Task prompt: Report each line of the data that includes the word "this".

Records for the exercise:
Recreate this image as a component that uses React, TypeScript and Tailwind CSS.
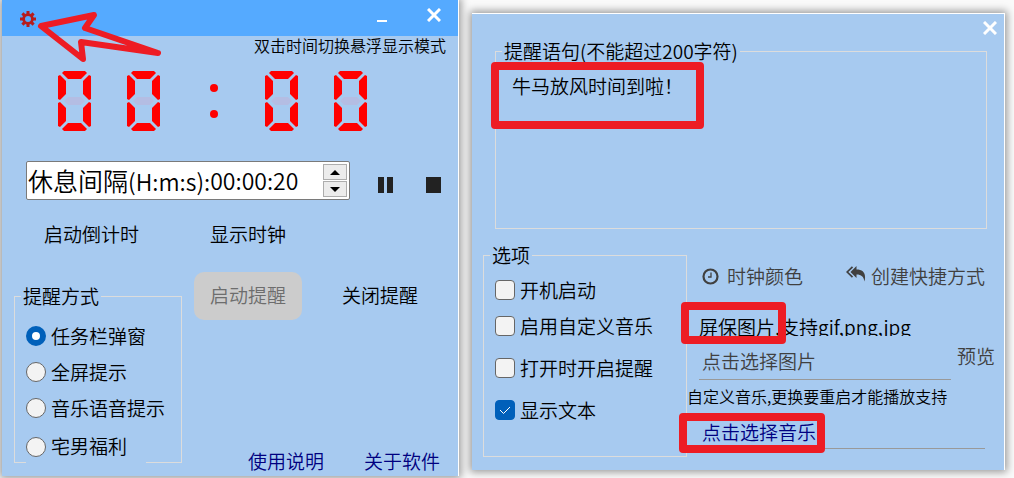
import { useState } from "react";

const reminderModes = ["任务栏弹窗", "全屏提示", "音乐语音提示", "宅男福利"];

const optionGroups = [["开机启动", "启用自定义音乐"], ["打开时开启提醒"], ["显示文本"]];

const Digit = () => (
  <svg width="34" height="60" viewBox="0 0 34 60" aria-hidden="true">
    <g fill="#ff0000">
      <path d="M6 0H27L29 2L23 8H10L4 2Z" />
      <path d="M0 5L2 4L8 10V23L2 29L0 28Z" />
      <path d="M33 5L31 4L25 10V23L31 29L33 28Z" />
      <path d="M0 32L2 31L8 37V50L2 56L0 55Z" />
      <path d="M33 32L31 31L25 37V50L31 56L33 55Z" />
      <path d="M10 52H23L29 58L27 60H6L4 58Z" />
    </g>
    <path d="M10 26H23L27 30L23 34H10L6 30Z" fill="#b4bde3" />
  </svg>
);

const Colon = () => (
  <svg width="34" height="60" viewBox="0 0 34 60" aria-hidden="true">
    <circle cx="18" cy="17" r="4" fill="#ff0000" />
    <circle cx="18" cy="43" r="4" fill="#ff0000" />
  </svg>
);

const CloseIcon = () => (
  <svg width="14" height="14" viewBox="0 0 14 14" aria-hidden="true">
    <path d="M1 1L13 13M13 1L1 13" stroke="#fff" strokeWidth="3" />
  </svg>
);

const GearIcon = () => (
  <svg width="16" height="16" viewBox="0 0 16 16" aria-hidden="true">
    <circle cx="8" cy="8" r="4.4" fill="none" stroke="#b71c1c" strokeWidth="2.8" />
    <path
      d="M8 0V3M8 13V16M0 8H3M13 8H16M2.4 2.4L4.4 4.4M11.6 11.6L13.6 13.6M2.4 13.6L4.4 11.6M11.6 4.4L13.6 2.4"
      stroke="#b71c1c"
      strokeWidth="3"
    />
  </svg>
);

const ClockIcon = () => (
  <svg width="17" height="17" viewBox="0 0 17 17" fill="none" stroke="#404040" aria-hidden="true">
    <circle cx="8.5" cy="8.5" r="7" strokeWidth="2.2" />
    <path d="M9 4.5V9H6" strokeWidth="1.3" />
  </svg>
);

const ReplyAllIcon = () => (
  <svg width="20" height="16" viewBox="0 0 20 16" className="mb-1" aria-hidden="true">
    <path d="M6.5 0.8L1.2 6L6.5 11.2" fill="none" stroke="#404040" strokeWidth="1.7" />
    <path d="M10.5 0V3.5C17 3.5 20.5 7 18.5 15.5C17.5 10.5 15.5 8.5 10.5 8.5V12L4.5 6Z" fill="#404040" />
  </svg>
);

const TimerWindow = () => {
  const [mode, setMode] = useState(reminderModes[0]);
  const [interval, setInterval] = useState("00:00:20");

  return (
    <section className="relative flex flex-col border-r border-white bg-[#a7caf0] pb-[13px] shadow-[0_0_8px_2px_rgba(0,0,0,0.4)]">
      <header className="flex h-9 items-start justify-between bg-[#55aaff] pt-[7px] pr-[17px] pl-[18px]">
        <button type="button" aria-label="设置" className="pt-1">
          <GearIcon />
        </button>
        <div className="flex items-start gap-10">
          <button type="button" aria-label="最小化" className="pt-[13px]">
            <span className="block h-0.5 w-2.5 bg-white" />
          </button>
          <button type="button" aria-label="关闭" className="pt-px">
            <CloseIcon />
          </button>
        </div>
      </header>

      <p className="pr-3 text-right text-[16px] leading-[18px]">双击时间切换悬浮显示模式</p>

      <div className="mt-[17px] flex gap-[35px] pl-14">
        <Digit />
        <Digit />
        <Colon />
        <Digit />
        <Digit />
      </div>

      <div className="mt-[30px] flex items-center pl-6">
        <div className="flex h-[39px] w-[324px] items-center rounded-xs border border-[#7a7a7a] bg-white pr-0.5 pl-px">
          <label htmlFor="interval" className="text-[25px] whitespace-nowrap">
            休息间隔<span className="text-[23px]">(H:m:s):</span>
          </label>
          <input
            id="interval"
            value={interval}
            onChange={(e) => setInterval(e.target.value)}
            className="min-w-0 flex-1 text-[23px] outline-none"
          />
          <div className="flex flex-col gap-px">
            <button
              type="button"
              aria-label="增加"
              className="flex h-4 w-6 items-center justify-center border border-[#adadad] bg-[#ececec]"
            >
              <svg width="10" height="5" viewBox="0 0 10 5">
                <path d="M5 0L10 5H0Z" />
              </svg>
            </button>
            <button
              type="button"
              aria-label="减少"
              className="flex h-4 w-6 items-center justify-center border border-[#adadad] bg-[#ececec]"
            >
              <svg width="10" height="5" viewBox="0 0 10 5">
                <path d="M0 0H10L5 5Z" />
              </svg>
            </button>
          </div>
        </div>
        <div className="flex gap-8 pt-2 pl-7">
          <button type="button" aria-label="暂停">
            <svg width="16" height="16" viewBox="0 0 16 16" fill="#222">
              <path d="M0 0H6V16H0ZM9 0H15V16H9Z" />
            </svg>
          </button>
          <button type="button" aria-label="停止">
            <svg width="16" height="16" viewBox="0 0 16 16" fill="#222">
              <path d="M0 0H15V16H0Z" />
            </svg>
          </button>
        </div>
      </div>

      <div className="mt-5 flex gap-[71px] pl-[42px] leading-7">
        <button type="button">启动倒计时</button>
        <button type="button">显示时钟</button>
      </div>

      <div className="mt-6 flex justify-between pr-[18px] pl-3">
        <fieldset className="mt-3 w-[168px] border border-[#dcdcdc] px-[11px] pt-3.5">
          <legend className="-ml-[5px] px-0.5 leading-6">提醒方式</legend>
          <div className="flex flex-col gap-2">
            {reminderModes.map((item) => (
              <label
                key={item}
                className="flex h-7 items-center gap-[5px] whitespace-nowrap last:-mb-px last:h-[33px] last:w-[120px] last:bg-[#a7caf0]"
              >
                <input
                  type="radio"
                  name="mode"
                  checked={mode === item}
                  onChange={() => setMode(item)}
                  className="size-5 shrink-0 appearance-none rounded-full border border-[#666] bg-[#f3f3f3] checked:border-6 checked:border-[#0060ba] checked:bg-white"
                />
                {item}
              </label>
            ))}
          </div>
        </fieldset>
        <div className="flex flex-col justify-between">
          <div className="flex items-center gap-10 pr-[22px]">
            <button type="button" disabled className="h-12 w-[108px] rounded-[10px] bg-[#cccccc] pb-0.5 text-[#6d6d6d]">
              启动提醒
            </button>
            <button type="button" className="pb-0.5">
              关闭提醒
            </button>
          </div>
          <nav className="-mb-3 flex justify-end gap-10 leading-7 text-[#000080]">
            <a href="#help">使用说明</a>
            <a href="#about">关于软件</a>
          </nav>
        </div>
      </div>

      <svg
        width="126"
        height="52"
        viewBox="0 0 126 52"
        fill="none"
        className="pointer-events-none absolute top-[11px] left-[34px]"
        aria-hidden="true"
      >
        <path
          d="M5 15L58 4L49 17L122 42L45 31L47 48Z"
          stroke="#ed1c24"
          strokeWidth="6"
          strokeLinecap="round"
          strokeLinejoin="round"
        />
      </svg>
    </section>
  );
};

const SettingsWindow = () => {
  const [message, setMessage] = useState("牛马放风时间到啦！");

  return (
    <section className="relative mt-[13px] border-t border-r border-white bg-[#a7caf0] pb-[13px] shadow-[0_0_8px_2px_rgba(0,0,0,0.4)]">
      <header className="flex h-[25px] justify-end pt-[7px] pr-[7px]">
        <button type="button" aria-label="关闭" className="self-start">
          <CloseIcon />
        </button>
      </header>

      <fieldset className="mr-[17px] ml-[23px] border border-[#dcdcdc] px-4 pt-[9px] pb-1">
        <legend className="-ml-2.5 px-0.5 leading-6 whitespace-nowrap">
          提醒语句(不能超过200字符)
        </legend>
        <textarea
          aria-label="提醒语句"
          maxLength={200}
          value={message}
          onChange={(e) => setMessage(e.target.value)}
          className="block h-38 w-full resize-none leading-7 outline-none"
        />
      </fieldset>

      <div className="mt-3.5 grid grid-cols-[204px_1fr] pl-[11px]">
        <fieldset className="border border-[#dcdcdc] px-[11px] pt-[5px] pb-7">
          <legend className="-ml-[5px] px-0.5 leading-6">选项</legend>
          <div className="flex flex-col gap-1.5">
            {optionGroups.map((group) => (
              <div key={group[0]}>
                {group.map((item) => (
                  <label key={item} className="flex h-9 items-center gap-[5px] whitespace-nowrap">
                    <span className="grid shrink-0 place-items-center">
                      <input
                        type="checkbox"
                        defaultChecked={item === "显示文本"}
                        className="peer col-start-1 row-start-1 size-5 appearance-none rounded-sm border border-[#666] bg-[#f3f3f3] checked:border-[#0060ba] checked:bg-[#0060ba]"
                      />
                      <svg
                        width="12"
                        height="12"
                        viewBox="0 0 12 12"
                        fill="none"
                        stroke="#fff"
                        className="pointer-events-none invisible col-start-1 row-start-1 peer-checked:visible"
                      >
                        <path d="M1 6L4.5 9.5L11 3" />
                      </svg>
                    </span>
                    {item}
                  </label>
                ))}
              </div>
            ))}
          </div>
        </fieldset>

        <div className="flex flex-col">
          <div className="flex justify-between pt-[19px] pr-[19px] pl-[15px] leading-7 text-[#404040]">
            <button type="button" className="flex items-center gap-2">
              <ClockIcon />
              时钟颜色
            </button>
            <button type="button" className="flex items-center gap-[5px]">
              <ReplyAllIcon />
              创建快捷方式
            </button>
          </div>

          <p className="mt-6 h-[22px] overflow-hidden pl-3 leading-[26px]">屏保图片,支持gif,png,jpg</p>
          <div className="mt-[7px] flex items-start gap-1.5 pr-[9px] pl-3 text-[#404040]">
            <button type="button" className="h-[37px] flex-1 border-b border-[#999] pl-[3px] text-left">
              点击选择图片
            </button>
            <button type="button" className="leading-[26px]">
              预览
            </button>
          </div>

          <p className="mt-1.5 text-[16px] leading-5">自定义音乐,更换要重启才能播放支持</p>
          <button
            type="button"
            className="mt-[11px] mr-[19px] ml-3 h-8 border-b border-[#999] pl-[3px] text-left text-[#000080]"
          >
            点击选择音乐
          </button>
        </div>
      </div>

      {/* highlight frames */}
      <div className="pointer-events-none absolute top-12 left-[19px] h-[67px] w-[213px] rounded-sm border-8 border-[#ed1c24]" />
      <div className="pointer-events-none absolute top-[288px] left-[209px] h-[42px] w-[105px] rounded-sm border-8 border-[#ed1c24]" />
      <div className="pointer-events-none absolute top-[399px] left-[207px] h-10 w-[146px] rounded-sm border-8 border-[#ed1c24]" />
    </section>
  );
};

export default function App() {
  return (
    <main className="grid min-h-screen grid-cols-[457fr_533fr] items-start gap-[13px] overflow-hidden bg-[#fafafa] pr-[9px] pl-0.5 font-['Noto_Sans_CJK_SC',sans-serif] text-[19px] font-[350] text-black">
      <TimerWindow />
      <SettingsWindow />
    </main>
  );
}
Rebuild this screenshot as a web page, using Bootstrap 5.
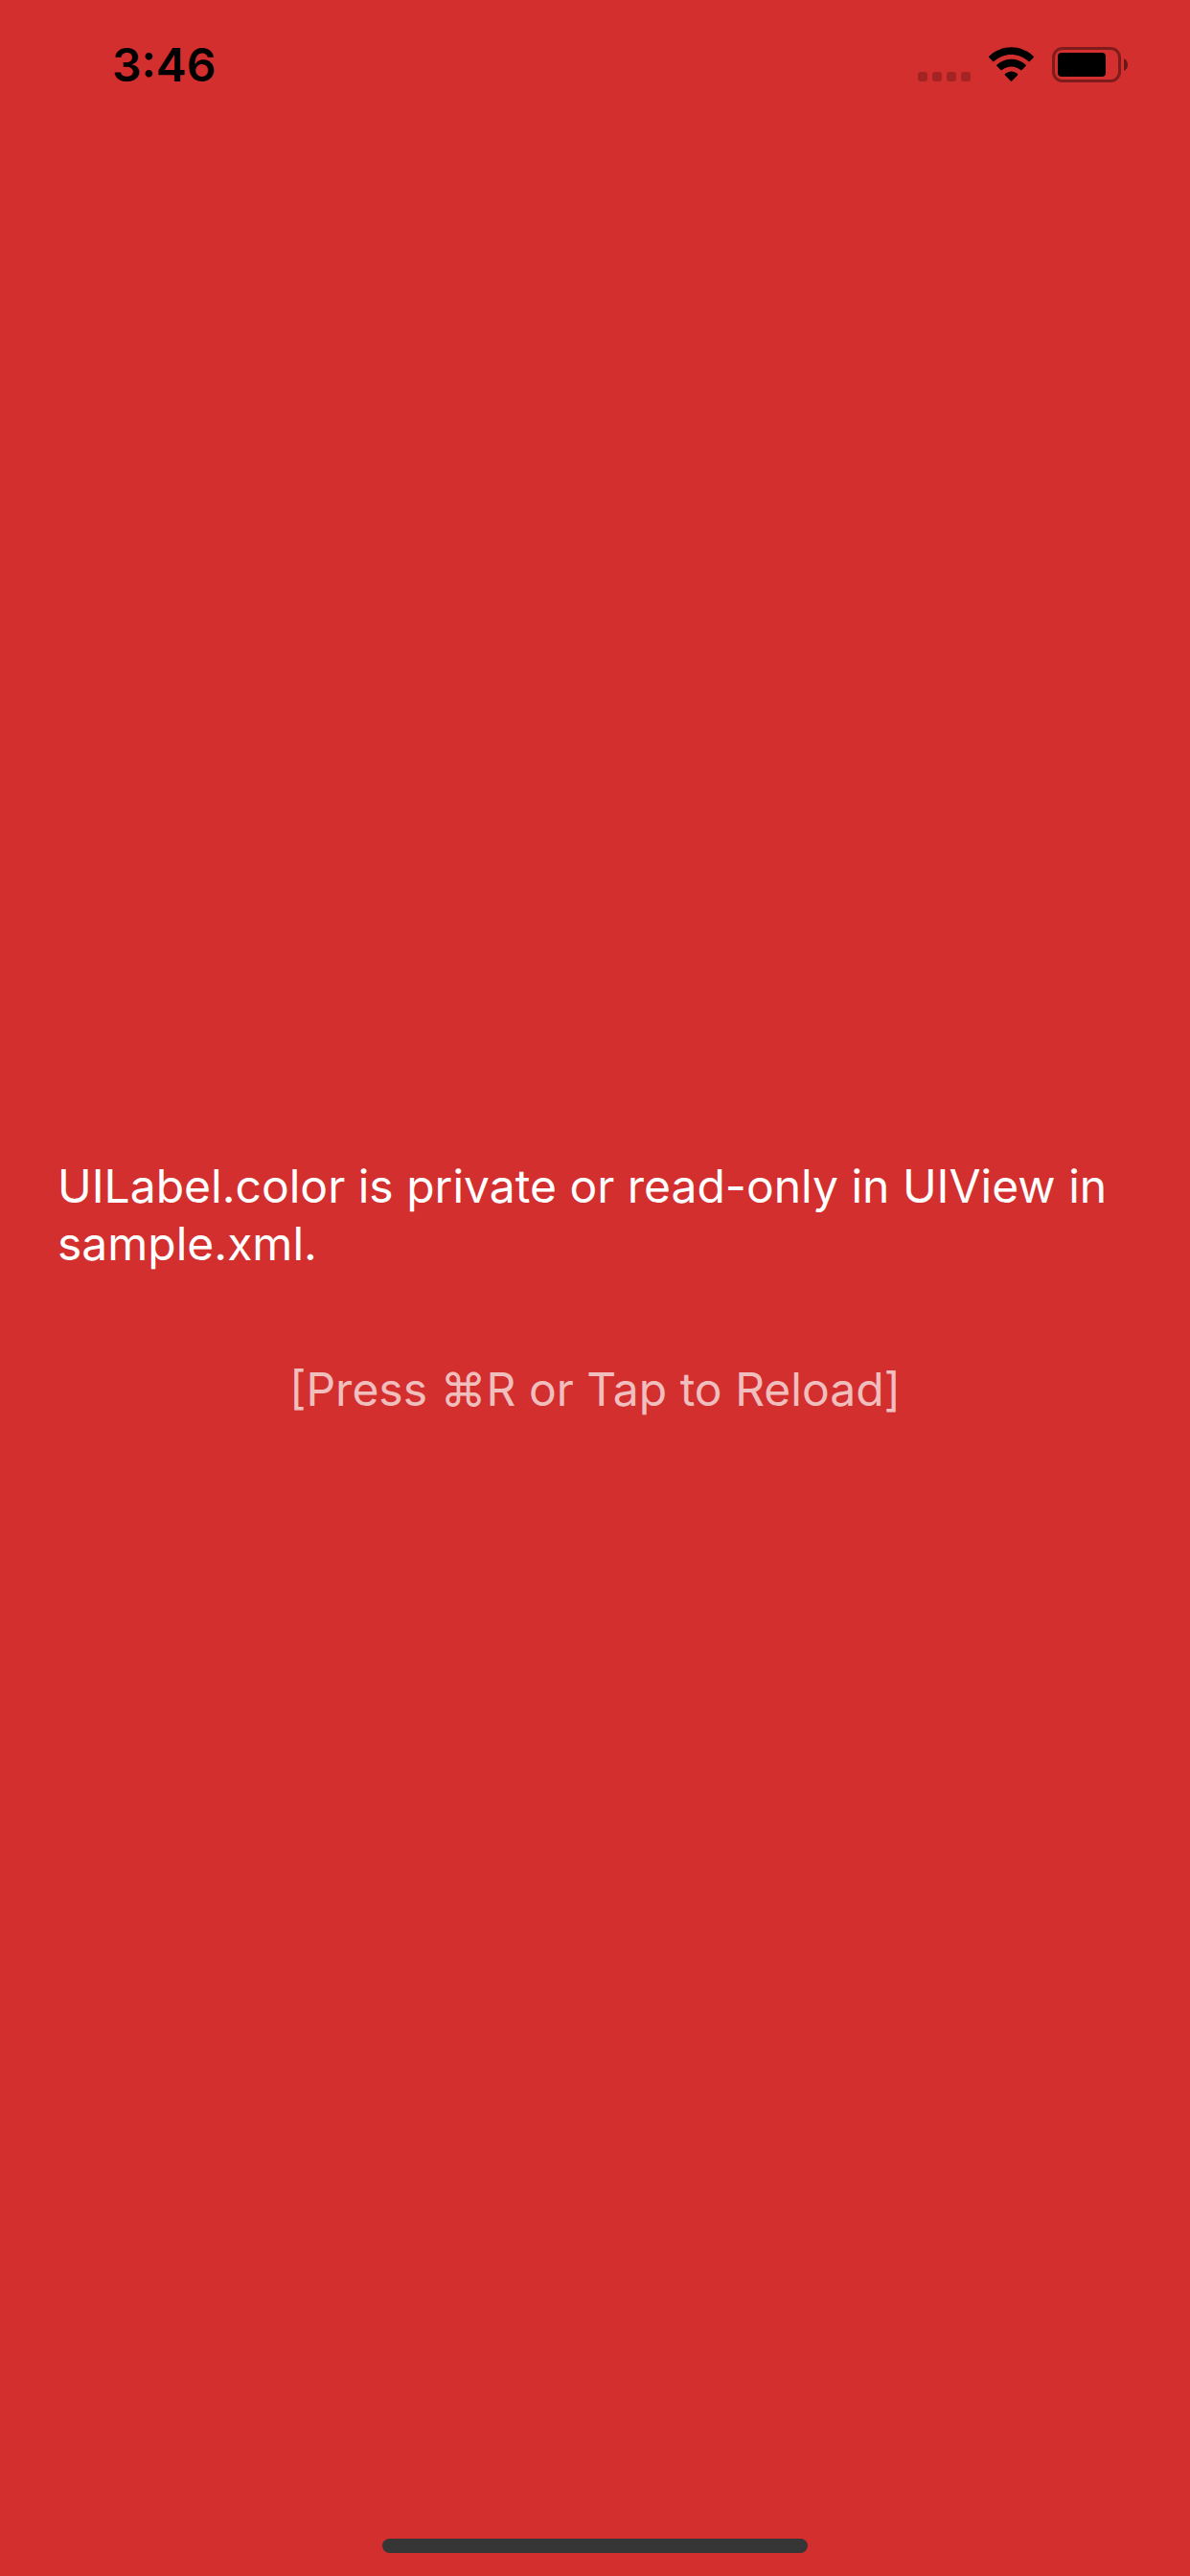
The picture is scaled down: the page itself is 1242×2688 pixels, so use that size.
<!DOCTYPE html>
<html lang="en">
<head>
<meta charset="utf-8">
<meta name="viewport" content="width=device-width, initial-scale=1">
<title>Error</title>
<link rel="stylesheet" href="https://cdn.jsdelivr.net/npm/bootstrap@5.3.0/dist/css/bootstrap.min.css">
<style>
  body { background: #d32f2f; font-family: Inter, "DejaVu Sans", sans-serif; font-size: 48px; line-height: 60px; }
  .edge-bar { height: 135px; }
  .status-bar { padding: 0 65px 0 117px; color: #000; }
  .clock { font-weight: 600; }
  .status-icons { gap: 19px; }
  .error-body { gap: 92px; padding: 0 60px; }
  .reload, .reload:hover { color: rgba(255, 255, 255, .7); font-size: 48px; line-height: 60px; }
  .home-area { padding-bottom: 24px; }
  .home-indicator { width: 444px; height: 15px; background: #363636; }
</style>
</head>
<body>
<div class="d-flex flex-column min-vh-100">
  <header class="edge-bar status-bar d-flex align-items-center justify-content-between">
    <time class="clock">3:46</time>
    <div class="status-icons d-flex align-items-center">
      <svg width="55" height="37" viewBox="0 0 55 37" fill="#000" fill-opacity=".22" role="img" aria-label="No signal">
        <rect x="0" y="26" width="10" height="10" rx="3"/>
        <rect x="15" y="26" width="10" height="10" rx="3"/>
        <rect x="30" y="26" width="10" height="10" rx="3"/>
        <rect x="45" y="26" width="10" height="10" rx="3"/>
      </svg>
      <svg width="47" height="37" viewBox="0 0 47 37" role="img" aria-label="Wi-Fi">
        <path d="M.3 9.7C13.5-3 33.500-3 46.700 9.700Q47.300 10.300 46.700 11L42.800 15Q42.200 15.500 41.600 15C31 5.600 16 5.600 5.400 15Q4.800 15.500 4.200 15L.3 11Q-.3 10.300.3 9.700Z"/>
        <path d="M8.500 18.500C17 10.800 30 10.800 38.500 18.500Q39.200 19.200 38.500 19.900L34.500 24Q33.900 24.600 33.200 24C27.500 19.300 19.500 19.300 13.800 24Q13.100 24.600 12.500 24L8.500 19.900Q7.800 19.200 8.500 18.500Z"/>
        <path d="M17 28C20.800 24.500 26.200 24.500 30 28Q30.600 28.700 30 29.400L24.200 35.500Q23.500 36.200 22.800 35.500L17 29.400Q16.400 28.700 17 28Z"/>
      </svg>
      <svg width="79" height="37" viewBox="0 0 79 37" role="img" aria-label="Battery">
        <rect x="1.500" y="1.500" width="69" height="34" rx="9.500" fill="none" stroke="#000" stroke-opacity=".4" stroke-width="3"/>
        <rect x="6" y="6" width="50" height="25" rx="4"/>
        <path d="M75 12Q79 14 79 18.500Q79 23 75 25Z" fill-opacity=".5"/>
      </svg>
    </div>
  </header>
  <main class="error-body flex-grow-1 d-flex flex-column justify-content-center">
    <p class="text-white m-0">UILabel.color is private or read-only in UIView in sample.xml.</p>
    <button type="button" class="reload btn border-0 p-0 align-self-center">[Press ⌘R or Tap to Reload]</button>
  </main>
  <footer class="edge-bar home-area d-flex align-items-end justify-content-center">
    <div class="home-indicator rounded-pill"></div>
  </footer>
</div>
<script src="https://cdn.jsdelivr.net/npm/bootstrap@5.3.0/dist/js/bootstrap.bundle.min.js"></script>
</body>
</html>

Solved exercise:
Recreate this image as a component that uses React, TypeScript and Tailwind CSS.
Rebuild this screenshot as a web page, using Bootstrap 5.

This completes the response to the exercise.